Enrique Dussel Peters: Ten, fifteen years ago, China’s foreign direct investment in Latin America did probably not even appear in the statistics of most of the countries. In the last five years, after the international financial crisis of 2007-2008, China has massively been investing worldwide but also in Latin America. I remind you that increasingly in 2013 and 2014, China’s overseas foreign direct investment outflow accounts now for more than 80% of Chinese inflows of foreign direct investment. Regarding these outflows, Latin America counts for around 15% to 20% of the total overseas foreign direct investment in these last years.
Hills: What sectors of Latin America’s economy are they investing it?
Peters: The vast majority is in raw materials, particularly soybeans, meats, minerals, and oil and gas. This is almost 95% of the total overseas foreign investment in the last five years.
Hills: Do the kinds of investments that China is making in Latin America correlate to China’s rising standard of living?
Peters: Yes. What we are witnessing is a very important change in the way of living in China, and in particular demands, for example, regarding soybeans, meat, pork, minerals for the construction and urbanization of China, etc., and Latin America is becoming an increasingly important supplier for this urbanization process and for allowing for this change of the way of living, and for a growing GDP in China per capita and in general.

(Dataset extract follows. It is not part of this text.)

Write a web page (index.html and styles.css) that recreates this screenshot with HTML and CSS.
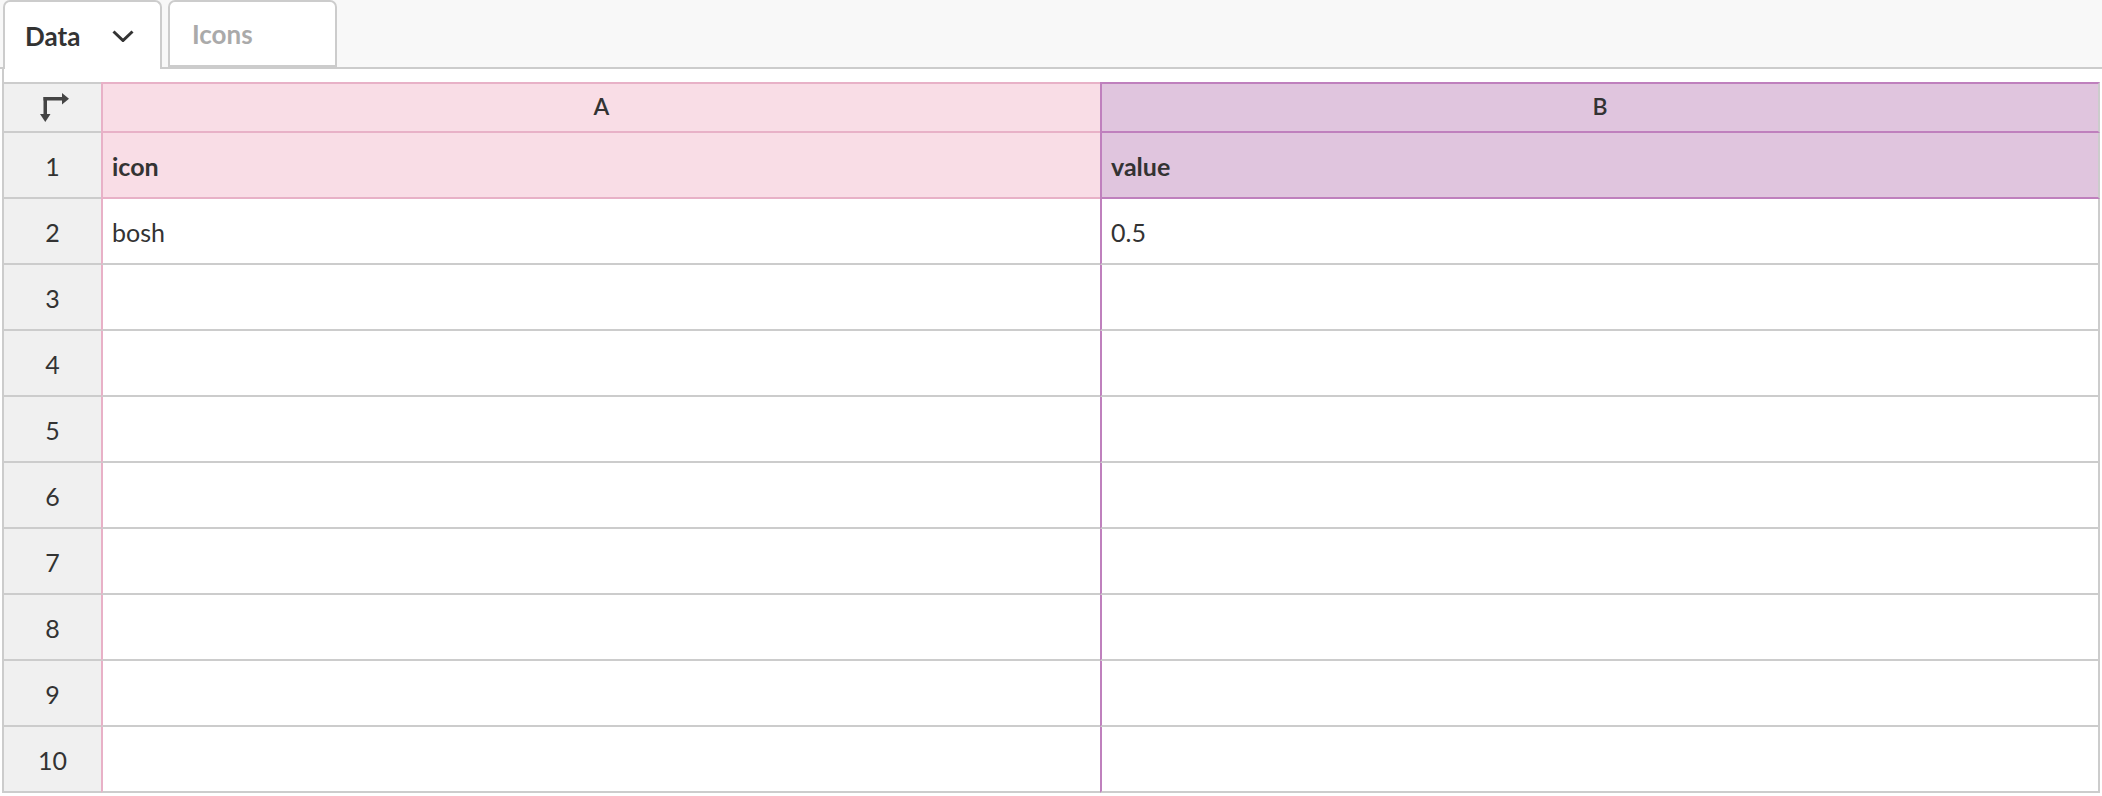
FILE: index.html
```html
<!DOCTYPE html>
<html lang="en">
<head>
  <meta charset="UTF-8">
  <title>Data</title>
  <link rel="stylesheet" href="styles.css">
</head>
<body>
  <div class="tabs">
    <div class="tab active">
      <span>Data</span>
      <svg class="chevron" width="22" height="12" viewBox="0 0 22 12">
        <polyline points="1.5,1.5 11,10.5 20.5,1.5" fill="none" stroke="#333" stroke-width="3"/>
      </svg>
    </div>
    <div class="tab">Icons</div>
  </div>

  <div class="sheet">
    <table class="grid">
      <colgroup>
        <col class="col-index">
        <col class="col-a">
        <col class="col-b">
      </colgroup>
      <thead>
        <tr class="letters">
          <th class="index">
            <svg width="30" height="30" viewBox="0 0 30 30">
              <rect x="3.5" y="4" width="3.5" height="18" fill="#444"/>
              <rect x="3.5" y="4" width="19" height="3.5" fill="#444"/>
              <polygon points="22,0 29,5.75 22,11.5" fill="#444"/>
              <polygon points="0,21 10.5,21 5.25,29" fill="#444"/>
            </svg>
          </th>
          <th class="a">A</th>
          <th class="b">B</th>
        </tr>
      </thead>
      <tbody id="rows"></tbody>
    </table>
  </div>

  <script>
    const rows = [
      ['icon', 'value'],
      ['bosh', '0.5']
    ];

    const body = document.getElementById('rows');
    for (let i = 0; i < 10; i++) {
      const data = rows[i] || ['', ''];
      const tr = document.createElement('tr');
      if (i === 0) tr.className = 'head';
      tr.innerHTML =
        '<td class="index">' + (i + 1) + '</td>' +
        '<td class="a">' + data[0] + '</td>' +
        '<td class="b">' + data[1] + '</td>';
      body.appendChild(tr);
    }
  </script>
</body>
</html>
```

FILE: styles.css
```css
body {
  margin: 0;
  font-family: Lato, "Open Sans", sans-serif;
  color: #333;
  background: white;
}

.tabs {
  display: flex;
  gap: 6px;
  height: 67px;
  padding-left: 3px;
  background: #f8f8f8;
  border-bottom: 2px solid #ccc;
}

.tab {
  display: flex;
  align-items: center;
  box-sizing: border-box;
  width: 169px;
  height: 67px;
  padding-left: 22px;
  background: white;
  border: 2px solid #ccc;
  border-radius: 7px 7px 0 0;
  font-size: 26px;
  font-weight: bold;
  color: #aaa;
}

.tab.active {
  width: 159px;
  height: 69px;
  padding-left: 20px;
  border-bottom: none;
  color: #333;
}

.tab .chevron {
  margin-left: 32px;
}

.sheet {
  margin-left: 2px;
  padding-top: 13px;
  border-left: 2px solid #ccc;
}

.grid {
  margin-left: -2px;
  border-collapse: separate;
  border-spacing: 0;
  table-layout: fixed;
  width: 2098px;
  font-size: 25px;
}

.col-index { width: 99px; }
.col-a { width: 999px; }
.col-b { width: 1000px; }

.grid th,
.grid td {
  height: 66px;
  padding: 2px 0 0 9px;
  box-sizing: border-box;
  border-bottom: 2px solid #ccc;
  white-space: nowrap;
}

.grid .letters th {
  height: 51px;
  padding: 0 0 4px;
  border-top: 2px solid #ccc;
  font-weight: 600;
  font-size: 23px;
  text-align: center;
  vertical-align: middle;
}

.grid .letters th.index {
  padding: 0;
}

.grid .letters th.index svg {
  display: block;
  margin: 0 auto;
  position: relative;
  left: 2px;
}

.grid .index {
  padding: 2px 0 0;
  border-left: 2px solid #ccc;
  background: #f0f0f0;
  text-align: center;
}

.grid .a {
  border-left: 2px solid #e8b1c7;
}

.grid .b {
  border-left: 2px solid #bf80bd;
  border-right: 2px solid #ccc;
}

.grid .letters .a,
.grid .head .a {
  background: #f9dde6;
  border-top-color: #e8b1c7;
  border-bottom-color: #e8b1c7;
}

.grid .letters .b,
.grid .head .b {
  background: #e0c5de;
  border-top-color: #bf80bd;
  border-bottom-color: #bf80bd;
}

.grid .head td.a,
.grid .head td.b {
  font-weight: bold;
}
```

Hills: Who makes out better on these deals, China or Latin America?
Peters: Look, China is very coherent with their policies regarding what China is expecting from Latin America in terms of trade, in terms of foreign direct investment. What the problem is for Latin America is that this is posing massive challenges for development. Today, we’re witnessing, going back to what Latin America was several decades ago--mainly an exporter of raw materials with little value added, with little technological development, with little generation of employment, of supplier networks, etc., and importing massively manufactured goods. This is not sustainable development for Latin America today and in the near future, particularly if we consider that China is becoming increasingly important in all economic fields for the region.
Hills: For China, is this less about financial investments and really more about extending itself as a global power, or is it a mixture of both?
Peters: It’s a mixture of both. You have dozens of projects, in particular transactions all over from Argentina to Mexico, and you have firms such (03:53 unintelligible) who has become the #1 supplier in telecoms in Mexico. So, Mexico has become an important market for this firm. But you have also, for example, discussions of recent projects in terms of a Chinese firm building a transocean channel from the Pacific to the Atlantic in Nicaragua, and this would pose, of course, new challenges for the United States in what was usually called its backyard.
Hills: Enrique Dussel Peters is an economics professor at Mexico’s National Autonomous University. He was telling us about growing Chinese investments in Latin America.